WHAT THIS TASK INVOLVES: Copy each line exactly. Drop every picture.

RECORDED DATA:
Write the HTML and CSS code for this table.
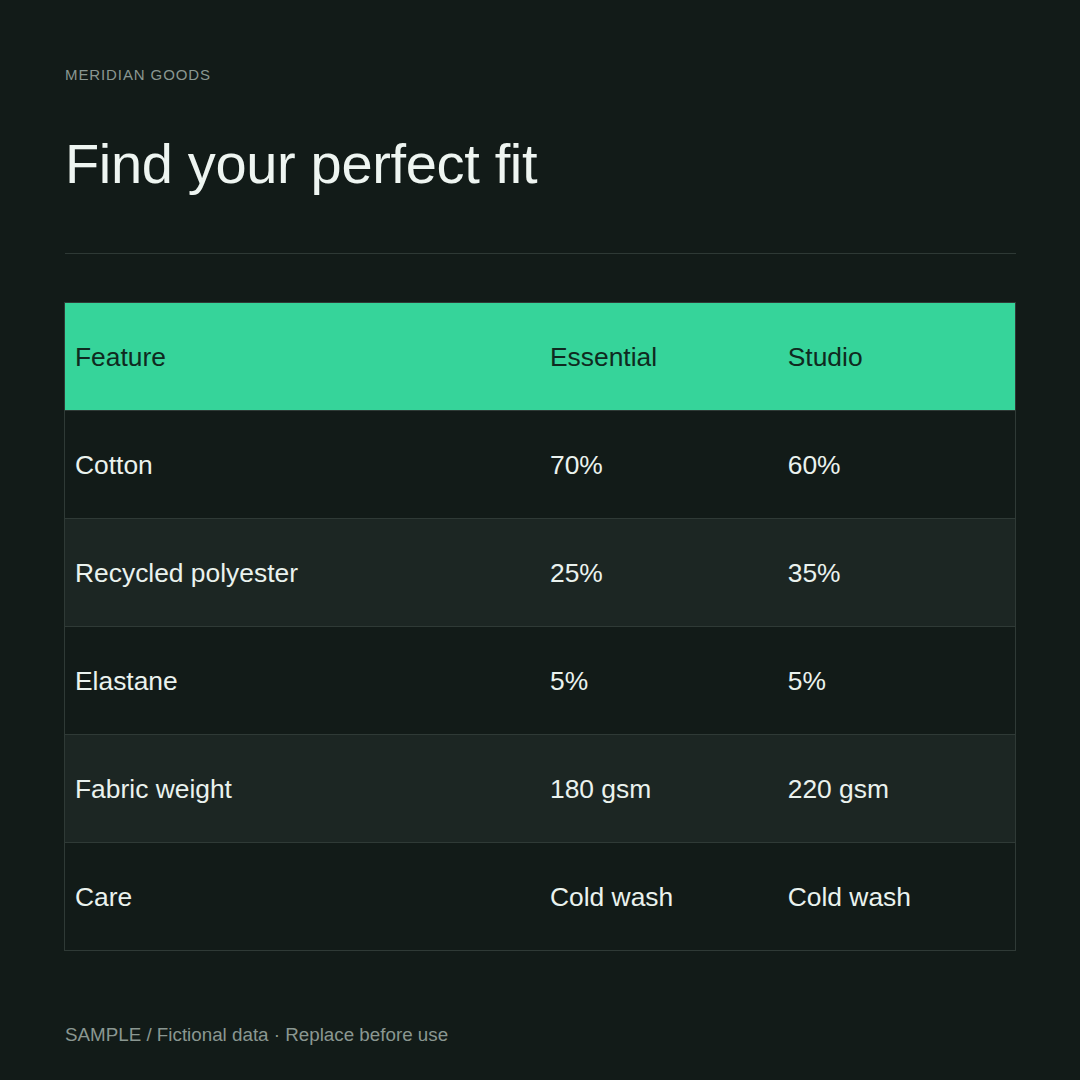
FILE: index.html
```html
<!DOCTYPE html>
<html lang="en">
<head>
<meta charset="utf-8">
<title>Find your perfect fit</title>
<link rel="stylesheet" href="styles.css">
</head>
<body>
<main class="page">
  <div class="brand">MERIDIAN GOODS</div>
  <h1 class="title">Find your perfect fit</h1>
  <hr class="divider">
  <table class="spec">
    <colgroup>
      <col class="col-feature">
      <col class="col-plan">
      <col class="col-plan">
    </colgroup>
    <thead>
      <tr><th>Feature</th><th>Essential</th><th>Studio</th></tr>
    </thead>
    <tbody>
      <tr><td>Cotton</td><td>70%</td><td>60%</td></tr>
      <tr><td>Recycled polyester</td><td>25%</td><td>35%</td></tr>
      <tr><td>Elastane</td><td>5%</td><td>5%</td></tr>
      <tr><td>Fabric weight</td><td>180 gsm</td><td>220 gsm</td></tr>
      <tr><td>Care</td><td>Cold wash</td><td>Cold wash</td></tr>
    </tbody>
  </table>
  <p class="footnote">SAMPLE / Fictional data · Replace before use</p>
</main>
</body>
</html>
```

FILE: styles.css
```css
html, body {
  margin: 0;
  padding: 0;
  background: #121b18;
}

body {
  font-family: "Liberation Sans", Arial, sans-serif;
  color: #e9f1ed;
}

.page {
  width: 1080px;
  height: 1080px;
  box-sizing: border-box;
  padding: 66px 64px 0 64px;
}

.brand {
  font-size: 15px;
  line-height: 18px;
  letter-spacing: 0.06em;
  color: #8a9791;
  padding-left: 1px;
}

.title {
  margin: 48px 0 0 0;
  font-size: 56px;
  line-height: 64px;
  font-weight: 400;
  letter-spacing: -0.34px;
  color: #eef5f1;
  padding-left: 1px;
}

.divider {
  margin: 57px 0 0 1px;
  border: 0;
  height: 1px;
  background: #2e3935;
  width: 951px;
}

.spec {
  margin-top: 48px;
  width: 952px;
  border-collapse: collapse;
  table-layout: fixed;
  border: 1px solid #2f3a36;
}

.col-feature { width: 50%; }
.col-plan { width: 25%; }

.spec th,
.spec td {
  height: 108px;
  padding: 2px 10px 0 10px;
  text-align: left;
  vertical-align: middle;
  font-size: 26.4px;
  font-weight: 400;
  box-sizing: border-box;
}

.spec th {
  background: #36d49a;
  color: #0f2a20;
}

.spec td {
  color: #eaf2ee;
  border-top: 1px solid #2f3a36;
}

.spec tbody tr:nth-child(even) td {
  background: #1c2623;
}

.spec tbody tr:nth-child(odd) td {
  background: #121b18;
}

.footnote {
  margin: 72px 0 0 1px;
  font-size: 18.8px;
  line-height: 24px;
  color: #8a9791;
}
```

CORRECT RESPONSE:
Write the HTML and CSS code for this table.
FILE: index.html
```html
<!DOCTYPE html>
<html lang="en">
<head>
<meta charset="utf-8">
<title>Find your perfect fit</title>
<link rel="stylesheet" href="styles.css">
</head>
<body>
<main class="page">
  <div class="brand">MERIDIAN GOODS</div>
  <h1 class="title">Find your perfect fit</h1>
  <hr class="divider">
  <table class="spec">
    <colgroup>
      <col class="col-feature">
      <col class="col-plan">
      <col class="col-plan">
    </colgroup>
    <thead>
      <tr><th>Feature</th><th>Essential</th><th>Studio</th></tr>
    </thead>
    <tbody>
      <tr><td>Cotton</td><td>70%</td><td>60%</td></tr>
      <tr><td>Recycled polyester</td><td>25%</td><td>35%</td></tr>
      <tr><td>Elastane</td><td>5%</td><td>5%</td></tr>
      <tr><td>Fabric weight</td><td>180 gsm</td><td>220 gsm</td></tr>
      <tr><td>Care</td><td>Cold wash</td><td>Cold wash</td></tr>
    </tbody>
  </table>
  <p class="footnote">SAMPLE / Fictional data · Replace before use</p>
</main>
</body>
</html>
```

FILE: styles.css
```css
html, body {
  margin: 0;
  padding: 0;
  background: #121b18;
}

body {
  font-family: "Liberation Sans", Arial, sans-serif;
  color: #e9f1ed;
}

.page {
  width: 1080px;
  height: 1080px;
  box-sizing: border-box;
  padding: 66px 64px 0 64px;
}

.brand {
  font-size: 15px;
  line-height: 18px;
  letter-spacing: 0.06em;
  color: #8a9791;
  padding-left: 1px;
}

.title {
  margin: 48px 0 0 0;
  font-size: 56px;
  line-height: 64px;
  font-weight: 400;
  letter-spacing: -0.34px;
  color: #eef5f1;
  padding-left: 1px;
}

.divider {
  margin: 57px 0 0 1px;
  border: 0;
  height: 1px;
  background: #2e3935;
  width: 951px;
}

.spec {
  margin-top: 48px;
  width: 952px;
  border-collapse: collapse;
  table-layout: fixed;
  border: 1px solid #2f3a36;
}

.col-feature { width: 50%; }
.col-plan { width: 25%; }

.spec th,
.spec td {
  height: 108px;
  padding: 2px 10px 0 10px;
  text-align: left;
  vertical-align: middle;
  font-size: 26.4px;
  font-weight: 400;
  box-sizing: border-box;
}

.spec th {
  background: #36d49a;
  color: #0f2a20;
}

.spec td {
  color: #eaf2ee;
  border-top: 1px solid #2f3a36;
}

.spec tbody tr:nth-child(even) td {
  background: #1c2623;
}

.spec tbody tr:nth-child(odd) td {
  background: #121b18;
}

.footnote {
  margin: 72px 0 0 1px;
  font-size: 18.8px;
  line-height: 24px;
  color: #8a9791;
}
```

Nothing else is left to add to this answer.